→ PROBLEM REQUIREMENTS:
Retype exactly what runs from the first line of the data to the line with "string; tweets?: string", keeping both of those lines and skipping pictures.

→ RECORDED DATA:
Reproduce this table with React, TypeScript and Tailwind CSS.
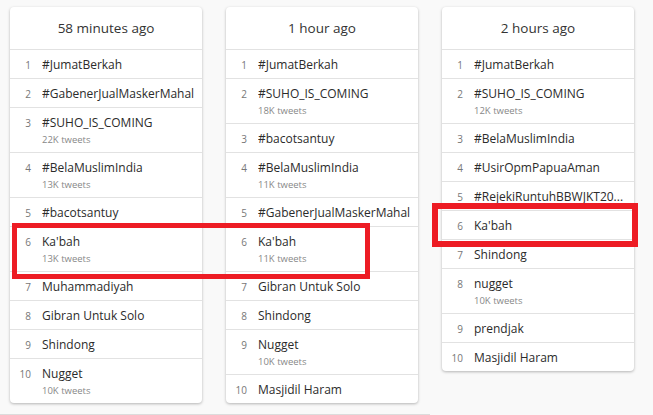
type Trend = { name: string; tweets?: string }

const columns: { title: string; trends: Trend[] }[] = [
  {
    title: "58 minutes ago",
    trends: [
      { name: "#JumatBerkah" },
      { name: "#GabenerJualMaskerMahal" },
      { name: "#SUHO_IS_COMING", tweets: "22K tweets" },
      { name: "#BelaMuslimIndia", tweets: "13K tweets" },
      { name: "#bacotsantuy" },
      { name: "Ka'bah", tweets: "13K tweets" },
      { name: "Muhammadiyah" },
      { name: "Gibran Untuk Solo" },
      { name: "Shindong" },
      { name: "Nugget", tweets: "10K tweets" },
    ],
  },
  {
    title: "1 hour ago",
    trends: [
      { name: "#JumatBerkah" },
      { name: "#SUHO_IS_COMING", tweets: "18K tweets" },
      { name: "#bacotsantuy" },
      { name: "#BelaMuslimIndia", tweets: "11K tweets" },
      { name: "#GabenerJualMaskerMahal" },
      { name: "Ka'bah", tweets: "11K tweets" },
      { name: "Gibran Untuk Solo" },
      { name: "Shindong" },
      { name: "Nugget", tweets: "10K tweets" },
      { name: "Masjidil Haram" },
    ],
  },
  {
    title: "2 hours ago",
    trends: [
      { name: "#JumatBerkah" },
      { name: "#SUHO_IS_COMING", tweets: "12K tweets" },
      { name: "#BelaMuslimIndia" },
      { name: "#UsirOpmPapuaAman" },
      { name: "#RejekiRuntuhBBWJKT20..." },
      { name: "Ka'bah" },
      { name: "Shindong" },
      { name: "nugget", tweets: "10K tweets" },
      { name: "prendjak" },
      { name: "Masjidil Haram" },
    ],
  },
]

function TrendCard({ title, trends }: { title: string; trends: Trend[] }) {
  return (
    <div className="w-[192px] shrink-0 bg-white rounded-[4px] shadow-[0_1px_3px_rgba(0,0,0,0.28)]">
      <div className="h-[42px] flex items-center justify-center text-[13.5px] text-[#333]">{title}</div>
      {trends.map((t, i) => (
        <div key={i} className="flex items-baseline border-t border-[#e2e2e2] pt-[5px] pb-[3px]">
          <span className="w-[21px] shrink-0 text-right text-[10px] text-[#777]">{i + 1}</span>
          <div className="ml-[11px] min-w-0 flex-1 pr-[4px]">
            <div className="truncate text-[12px] leading-[20px] text-[#2b2b2b]">{t.name}</div>
            {t.tweets && <div className="text-[9.5px] leading-[14px] mb-[2px] text-[#888]">{t.tweets}</div>}
          </div>
        </div>
      ))}
    </div>
  )
}

export default function App() {
  return (
    <div className="relative w-[653px] h-[415px] overflow-hidden bg-[#f9f9f9] font-['Open_Sans',sans-serif]">
      <div className="flex items-start gap-[24px] pl-[10px] pt-[7px]">
        {columns.map((c) => (
          <TrendCard key={c.title} title={c.title} trends={c.trends} />
        ))}
      </div>

      {/* highlight boxes */}
      <div className="absolute left-[12px] top-[223px] w-[358px] h-[56px] border-[5px] border-[#ed1c24]" />
      <div className="absolute left-[432px] top-[203px] w-[206px] h-[44px] border-[6px] border-[#ed1c24]" />

      <div className="absolute left-0 bottom-0 w-[430px] h-px bg-[#dcdcdc]" />
    </div>
  )
}
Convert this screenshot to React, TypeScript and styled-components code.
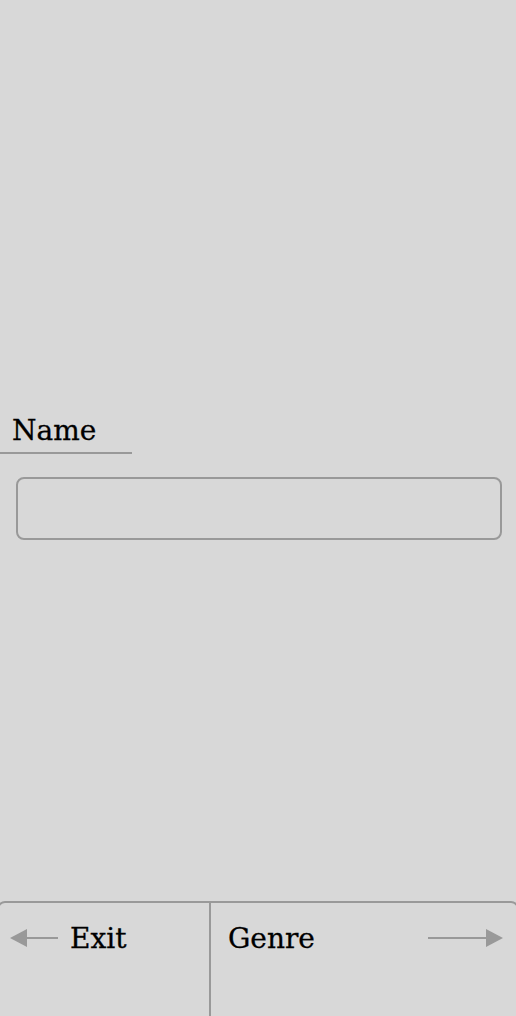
import React from 'react';
import styled, { createGlobalStyle } from 'styled-components';

const GlobalStyle = createGlobalStyle`
  html, body {
    margin: 0;
    padding: 0;
    background: #d8d8d8;
    overflow: hidden;
  }
  body {
    font-family: 'DejaVu Serif', 'Liberation Serif', serif;
    color: #000;
  }
`;

const Screen = styled.div`
  height: 100vh;
  display: flex;
  flex-direction: column;
  background: #d8d8d8;
`;

const Form = styled.div`
  flex: 1;
  display: flex;
  flex-direction: column;
  padding-top: 415px;
`;

const Label = styled.div`
  width: 120px;
  padding: 0 0 5px 12px;
  font-size: 28px;
  line-height: 32px;
  border-bottom: 2px solid #999;
  -webkit-text-stroke: 0.3px #000;
`;

const Input = styled.input`
  box-sizing: border-box;
  margin: 23px 14px 0 16px;
  height: 63px;
  border: 2px solid #999;
  border-radius: 8px;
  background: transparent;
  outline: none;
  font: inherit;
  font-size: 28px;
  padding: 0 12px;
`;

const Footer = styled.div`
  height: 113px;
  margin: 0 -3px;
  display: flex;
  border: 2px solid #999;
  border-bottom: none;
  border-radius: 8px 8px 0 0;
`;

const Cell = styled.div<{ $divider?: boolean }>`
  box-sizing: border-box;
  display: flex;
  align-items: flex-start;
  gap: 12px;
  padding: ${p => (p.$divider ? '22px 14px 0 11px' : '20px 14px 0 17px')};
  width: ${p => (p.$divider ? '212px' : 'auto')};
  flex: ${p => (p.$divider ? 'none' : 1)};
  border-right: ${p => (p.$divider ? '2px solid #999' : 'none')};
  margin-top: ${p => (p.$divider ? '-2px' : '0')};
`;

const NavText = styled.span<{ $grow?: boolean }>`
  font-size: 28px;
  line-height: 32px;
  flex: ${p => (p.$grow ? 1 : 'none')};
  -webkit-text-stroke: 0.3px #000;
`;

const Arrow = styled.svg`
  flex: none;
  margin-top: 5px;
`;

const LeftArrow = () => (
  <Arrow width="48" height="20" viewBox="0 0 48 20">
    <polygon points="0,10 17,1 17,19" fill="#999" />
    <rect x="16" y="9" width="32" height="2" fill="#999" />
  </Arrow>
);

const RightArrow = () => (
  <Arrow width="75" height="20" viewBox="0 0 75 20">
    <rect x="0" y="9" width="59" height="2" fill="#999" />
    <polygon points="58,1 75,10 58,19" fill="#999" />
  </Arrow>
);

export default function App() {
  return (
    <Screen>
      <GlobalStyle />
      <Form>
        <Label>Name</Label>
        <Input aria-label="Name" />
      </Form>
      <Footer>
        <Cell $divider>
          <LeftArrow />
          <NavText>Exit</NavText>
        </Cell>
        <Cell>
          <NavText $grow>Genre</NavText>
          <RightArrow />
        </Cell>
      </Footer>
    </Screen>
  );
}
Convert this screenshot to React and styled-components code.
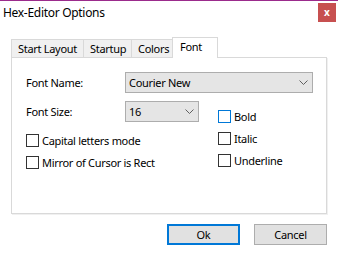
import React from 'react';
import styled, { createGlobalStyle } from 'styled-components';

const GlobalStyle = createGlobalStyle`
  html, body {
    margin: 0;
    padding: 0;
    background: #fff;
  }
  body {
    font-family: "Noto Sans", "Open Sans", sans-serif;
    font-size: 11px;
    letter-spacing: -0.3px;
    color: #000;
  }
`;

const Window = styled.div`
  width: 338px;
  height: 257px;
  display: flex;
  flex-direction: column;
  border-top: 1px solid #9b2b8c;
  box-sizing: border-box;
  background: #fff;
  overflow: hidden;
`;

const TitleBar = styled.div`
  display: flex;
  align-items: flex-start;
  justify-content: space-between;
  height: 25px;
  padding: 2px 2px 0 3px;
  box-sizing: border-box;
`;

const Title = styled.span`
  font-size: 12px;
  letter-spacing: -0.3px;
  line-height: 20px;
`;

const CloseButton = styled.div`
  width: 18px;
  height: 19px;
  background: #c75050;
  color: #fff;
  font-weight: 700;
  font-size: 10px;
  letter-spacing: 0;
  line-height: 18px;
  text-align: center;
`;

const Body = styled.div`
  display: flex;
  flex-direction: column;
  padding: 11px 11px 0 11px;
`;

const TabStrip = styled.div`
  position: relative;
  z-index: 1;
  display: flex;
  align-items: flex-start;
  height: 21px;
  margin-bottom: -1px;
`;

const Tab = styled.div`
  box-sizing: border-box;
  width: ${p => p.$w}px;
  margin-left: -1px;
  &:first-child { margin-left: 0; }
  border: 1px solid #d9d9d9;
  border-bottom: none;
  background: ${p => (p.$active ? '#fff' : '#f0f0f0')};
  height: ${p => (p.$active ? 21 : 18)}px;
  margin-top: ${p => (p.$active ? 0 : 2)}px;
  padding-left: ${p => (p.$active ? 7 : 6)}px;
  line-height: ${p => (p.$active ? 17 : 18)}px;
  white-space: nowrap;
`;

const Panel = styled.div`
  box-sizing: border-box;
  width: 316px;
  height: 157px;
  border: 1px solid #d9d9d9;
  box-shadow: 1px 1px 0 #f0f0f0;
  background: #fff;
  padding: 14px 0 0 14px;
  display: flex;
  flex-direction: column;
  gap: 8px;
`;

const FieldRow = styled.div`
  display: flex;
  align-items: center;
  height: 21px;
`;

const Label = styled.span`
  width: 99px;
  flex: none;
`;

const Combo = styled.div`
  box-sizing: border-box;
  width: ${p => p.$w}px;
  height: 21px;
  background: #e5e5e5;
  border: 1px solid #adadad;
  display: flex;
  align-items: center;
  justify-content: space-between;
  padding: 0 4px 0 3px;
`;

const Options = styled.div`
  display: flex;
`;

const LeftColumn = styled.div`
  width: 192px;
  display: flex;
  flex-direction: column;
  gap: 9px;
  & > :nth-child(2) { margin-top: 3px; }
`;

const RightColumn = styled.div`
  display: flex;
  flex-direction: column;
  gap: 9px;
  padding-top: 9px;
`;

const Check = styled.label`
  display: flex;
  align-items: center;
  height: 13px;
  gap: 3px;
  white-space: nowrap;
`;

const Box = styled.span`
  box-sizing: border-box;
  width: 13px;
  height: 13px;
  flex: none;
  border: 1px solid ${p => (p.$focus ? '#0078d7' : '#333')};
  background: #fff;
`;

const ButtonRow = styled.div`
  display: flex;
  justify-content: flex-end;
  gap: 14px;
  width: 316px;
  margin-top: 10px;
`;

const Button = styled.div`
  box-sizing: border-box;
  width: 73px;
  height: 21px;
  background: #e1e1e1;
  border: ${p => (p.$default ? '2px solid #0078d7' : '1px solid #adadad')};
  display: flex;
  align-items: center;
  justify-content: center;
`;

const Chevron = () => (
  <svg width="9" height="5" viewBox="0 0 9 5">
    <path d="M0.5 0.5 L4.5 4.5 L8.5 0.5" fill="none" stroke="#606060" strokeWidth="1" />
  </svg>
);

const App = () => (
  <>
    <GlobalStyle />
    <Window>
      <TitleBar>
        <Title>Hex-Editor Options</Title>
        <CloseButton>x</CloseButton>
      </TitleBar>
      <Body>
        <TabStrip>
          <Tab $w={73}>Start Layout</Tab>
          <Tab $w={49}>Startup</Tab>
          <Tab $w={42}>Colors</Tab>
          <Tab $w={46} $active>Font</Tab>
        </TabStrip>
        <Panel>
          <FieldRow>
            <Label>Font Name:</Label>
            <Combo $w={188}>Courier New<Chevron /></Combo>
          </FieldRow>
          <Options>
            <LeftColumn>
              <FieldRow>
                <Label>Font Size:</Label>
                <Combo $w={74}>16<Chevron /></Combo>
              </FieldRow>
              <Check><Box />Capital letters mode</Check>
              <Check><Box />Mirror of Cursor is Rect</Check>
            </LeftColumn>
            <RightColumn>
              <Check><Box $focus />Bold</Check>
              <Check><Box />Italic</Check>
              <Check><Box />Underline</Check>
            </RightColumn>
          </Options>
        </Panel>
        <ButtonRow>
          <Button $default>Ok</Button>
          <Button>Cancel</Button>
        </ButtonRow>
      </Body>
    </Window>
  </>
);

export default App;
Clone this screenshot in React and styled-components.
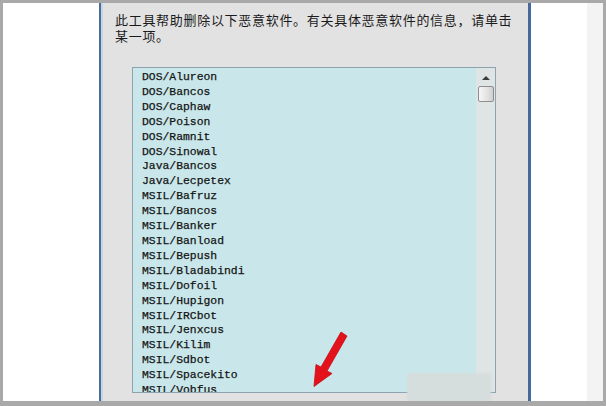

→ TASK RESULT:
Reproduce this table with React, TypeScript and Tailwind CSS.
type Trend = { name: string; tweets?: string }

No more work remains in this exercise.